• _Given problem_
From the entries below, work out the number of lines that hold the word "page", and give that number alone.

--------------------------------------------------

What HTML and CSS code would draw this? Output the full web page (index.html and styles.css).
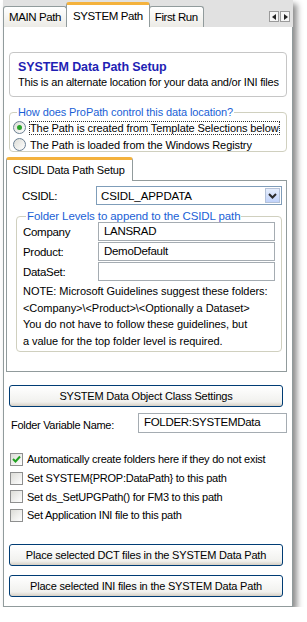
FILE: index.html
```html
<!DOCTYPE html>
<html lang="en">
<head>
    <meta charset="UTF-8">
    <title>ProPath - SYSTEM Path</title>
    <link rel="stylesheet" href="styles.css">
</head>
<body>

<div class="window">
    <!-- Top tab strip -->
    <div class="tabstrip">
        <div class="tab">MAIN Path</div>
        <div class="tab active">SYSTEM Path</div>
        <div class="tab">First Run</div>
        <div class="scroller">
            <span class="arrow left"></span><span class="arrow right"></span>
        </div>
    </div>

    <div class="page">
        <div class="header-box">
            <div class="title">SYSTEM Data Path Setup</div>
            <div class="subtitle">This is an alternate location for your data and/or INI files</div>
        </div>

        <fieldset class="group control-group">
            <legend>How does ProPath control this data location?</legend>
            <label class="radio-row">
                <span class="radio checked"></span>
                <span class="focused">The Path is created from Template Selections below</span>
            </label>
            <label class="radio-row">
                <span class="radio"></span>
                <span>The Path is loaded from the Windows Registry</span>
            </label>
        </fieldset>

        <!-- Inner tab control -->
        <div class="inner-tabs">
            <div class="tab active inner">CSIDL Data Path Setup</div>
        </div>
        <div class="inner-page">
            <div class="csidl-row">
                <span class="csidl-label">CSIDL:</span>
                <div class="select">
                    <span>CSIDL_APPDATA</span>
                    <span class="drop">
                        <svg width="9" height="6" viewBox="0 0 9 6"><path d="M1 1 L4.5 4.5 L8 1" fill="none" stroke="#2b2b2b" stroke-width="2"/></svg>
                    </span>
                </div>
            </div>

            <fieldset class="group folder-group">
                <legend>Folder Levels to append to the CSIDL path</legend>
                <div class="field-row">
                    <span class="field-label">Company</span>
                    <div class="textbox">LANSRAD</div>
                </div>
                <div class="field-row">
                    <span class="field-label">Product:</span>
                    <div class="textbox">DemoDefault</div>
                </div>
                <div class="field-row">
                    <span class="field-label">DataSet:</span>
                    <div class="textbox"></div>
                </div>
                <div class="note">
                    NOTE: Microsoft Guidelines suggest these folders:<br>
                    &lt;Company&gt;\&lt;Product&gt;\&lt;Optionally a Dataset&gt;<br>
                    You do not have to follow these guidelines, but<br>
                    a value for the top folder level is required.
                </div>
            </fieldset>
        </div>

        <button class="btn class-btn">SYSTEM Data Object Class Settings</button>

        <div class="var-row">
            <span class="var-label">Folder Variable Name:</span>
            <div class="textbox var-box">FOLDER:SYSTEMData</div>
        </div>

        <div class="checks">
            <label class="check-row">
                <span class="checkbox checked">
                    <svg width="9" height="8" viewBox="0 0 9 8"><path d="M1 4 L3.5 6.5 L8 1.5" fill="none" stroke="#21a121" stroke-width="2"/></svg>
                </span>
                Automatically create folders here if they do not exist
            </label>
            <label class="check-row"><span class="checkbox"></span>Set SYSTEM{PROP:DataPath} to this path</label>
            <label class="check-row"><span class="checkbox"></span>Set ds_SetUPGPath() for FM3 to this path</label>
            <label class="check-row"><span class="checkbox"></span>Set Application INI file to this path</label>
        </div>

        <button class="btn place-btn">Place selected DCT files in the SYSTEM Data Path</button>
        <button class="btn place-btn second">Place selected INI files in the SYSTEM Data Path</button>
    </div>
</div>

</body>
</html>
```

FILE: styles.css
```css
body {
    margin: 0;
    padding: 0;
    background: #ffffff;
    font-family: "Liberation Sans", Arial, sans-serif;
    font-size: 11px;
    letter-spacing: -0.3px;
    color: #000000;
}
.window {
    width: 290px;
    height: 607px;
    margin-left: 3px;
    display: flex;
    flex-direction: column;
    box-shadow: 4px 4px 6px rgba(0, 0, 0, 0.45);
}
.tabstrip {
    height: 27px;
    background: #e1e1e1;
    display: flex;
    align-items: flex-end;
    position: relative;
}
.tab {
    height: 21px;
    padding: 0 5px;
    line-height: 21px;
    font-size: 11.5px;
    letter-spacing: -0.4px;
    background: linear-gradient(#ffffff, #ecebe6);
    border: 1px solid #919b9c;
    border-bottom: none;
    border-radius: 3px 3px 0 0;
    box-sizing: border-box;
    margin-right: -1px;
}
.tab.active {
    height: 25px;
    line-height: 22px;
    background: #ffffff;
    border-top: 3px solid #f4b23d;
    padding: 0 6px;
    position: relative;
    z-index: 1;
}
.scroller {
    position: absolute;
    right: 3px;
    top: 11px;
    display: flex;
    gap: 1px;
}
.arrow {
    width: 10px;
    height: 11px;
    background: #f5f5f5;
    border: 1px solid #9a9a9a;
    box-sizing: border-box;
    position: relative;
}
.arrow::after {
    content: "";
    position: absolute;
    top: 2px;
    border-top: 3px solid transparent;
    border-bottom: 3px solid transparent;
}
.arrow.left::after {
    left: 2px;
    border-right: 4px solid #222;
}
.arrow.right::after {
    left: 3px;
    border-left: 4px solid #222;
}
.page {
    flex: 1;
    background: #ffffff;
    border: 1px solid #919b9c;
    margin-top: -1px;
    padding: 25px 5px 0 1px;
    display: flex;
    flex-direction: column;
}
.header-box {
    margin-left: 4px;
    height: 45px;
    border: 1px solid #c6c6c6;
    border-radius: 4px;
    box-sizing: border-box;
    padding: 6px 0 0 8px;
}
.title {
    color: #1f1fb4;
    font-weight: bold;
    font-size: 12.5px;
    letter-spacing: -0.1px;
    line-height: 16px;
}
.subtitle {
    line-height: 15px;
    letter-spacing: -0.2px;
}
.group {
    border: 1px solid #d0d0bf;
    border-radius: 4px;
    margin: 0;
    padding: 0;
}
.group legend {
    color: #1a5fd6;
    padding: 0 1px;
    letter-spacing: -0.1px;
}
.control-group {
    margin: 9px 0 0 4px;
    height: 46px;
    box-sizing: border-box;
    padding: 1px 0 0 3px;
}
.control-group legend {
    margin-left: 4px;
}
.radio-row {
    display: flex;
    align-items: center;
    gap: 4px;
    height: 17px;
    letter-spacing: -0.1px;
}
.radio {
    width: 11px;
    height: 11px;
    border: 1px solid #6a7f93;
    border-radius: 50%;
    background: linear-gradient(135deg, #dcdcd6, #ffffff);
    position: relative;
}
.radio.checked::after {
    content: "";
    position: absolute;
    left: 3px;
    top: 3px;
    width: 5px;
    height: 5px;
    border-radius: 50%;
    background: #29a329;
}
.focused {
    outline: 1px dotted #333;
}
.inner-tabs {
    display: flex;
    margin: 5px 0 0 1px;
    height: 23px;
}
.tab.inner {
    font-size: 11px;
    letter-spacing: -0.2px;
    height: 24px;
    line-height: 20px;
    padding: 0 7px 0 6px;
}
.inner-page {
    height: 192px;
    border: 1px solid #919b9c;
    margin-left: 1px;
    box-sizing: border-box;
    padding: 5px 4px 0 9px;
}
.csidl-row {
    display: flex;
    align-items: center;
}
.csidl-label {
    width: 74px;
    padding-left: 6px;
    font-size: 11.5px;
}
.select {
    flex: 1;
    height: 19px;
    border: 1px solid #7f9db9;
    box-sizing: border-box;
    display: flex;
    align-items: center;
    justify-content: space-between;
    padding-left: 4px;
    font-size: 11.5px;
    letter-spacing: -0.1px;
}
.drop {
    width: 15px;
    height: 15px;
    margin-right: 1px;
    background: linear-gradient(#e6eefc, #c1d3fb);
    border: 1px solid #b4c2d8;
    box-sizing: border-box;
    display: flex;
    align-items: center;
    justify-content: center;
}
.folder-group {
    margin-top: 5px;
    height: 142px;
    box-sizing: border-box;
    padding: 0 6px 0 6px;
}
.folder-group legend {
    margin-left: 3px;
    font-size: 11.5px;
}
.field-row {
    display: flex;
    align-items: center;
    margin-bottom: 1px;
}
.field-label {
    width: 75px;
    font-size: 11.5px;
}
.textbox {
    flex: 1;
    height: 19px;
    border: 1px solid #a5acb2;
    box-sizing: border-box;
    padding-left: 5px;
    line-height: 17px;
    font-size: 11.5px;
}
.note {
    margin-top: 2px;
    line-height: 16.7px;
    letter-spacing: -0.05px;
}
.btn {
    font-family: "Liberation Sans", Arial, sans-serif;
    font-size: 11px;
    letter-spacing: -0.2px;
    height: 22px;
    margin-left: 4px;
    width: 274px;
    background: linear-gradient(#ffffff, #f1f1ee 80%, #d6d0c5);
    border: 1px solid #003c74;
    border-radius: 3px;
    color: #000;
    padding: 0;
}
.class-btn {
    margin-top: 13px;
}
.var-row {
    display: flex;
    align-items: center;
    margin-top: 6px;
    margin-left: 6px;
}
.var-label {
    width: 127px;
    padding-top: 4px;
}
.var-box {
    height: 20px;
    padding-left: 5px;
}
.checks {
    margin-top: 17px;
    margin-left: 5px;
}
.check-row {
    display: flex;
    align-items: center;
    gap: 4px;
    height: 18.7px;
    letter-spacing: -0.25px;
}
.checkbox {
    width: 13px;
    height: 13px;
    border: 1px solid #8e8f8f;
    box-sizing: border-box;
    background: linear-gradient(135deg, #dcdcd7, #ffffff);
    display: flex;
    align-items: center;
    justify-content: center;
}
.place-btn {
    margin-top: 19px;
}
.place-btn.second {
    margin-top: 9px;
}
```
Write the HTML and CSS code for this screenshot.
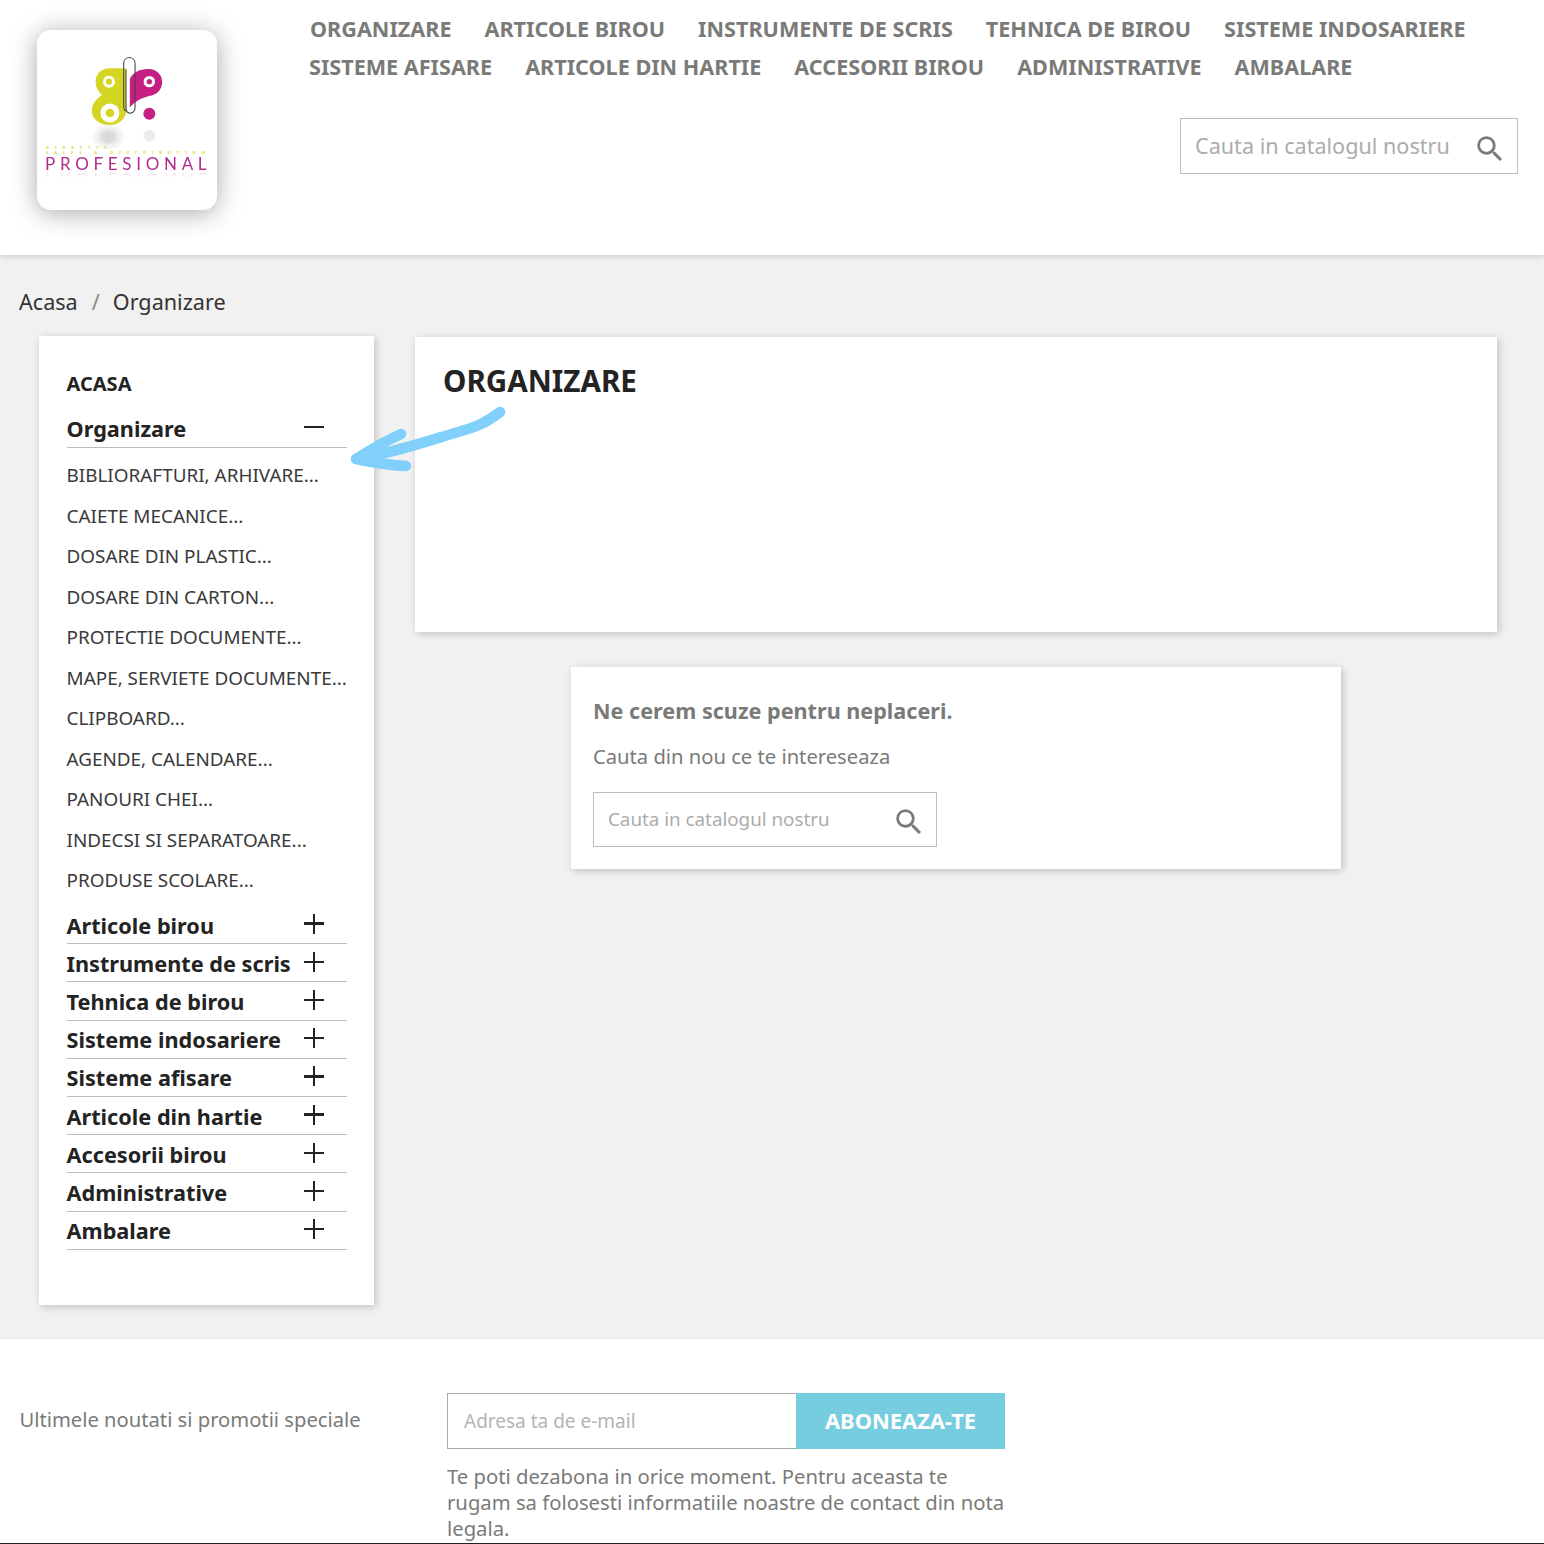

--------------------------------------------------

• _Answer to the task_
5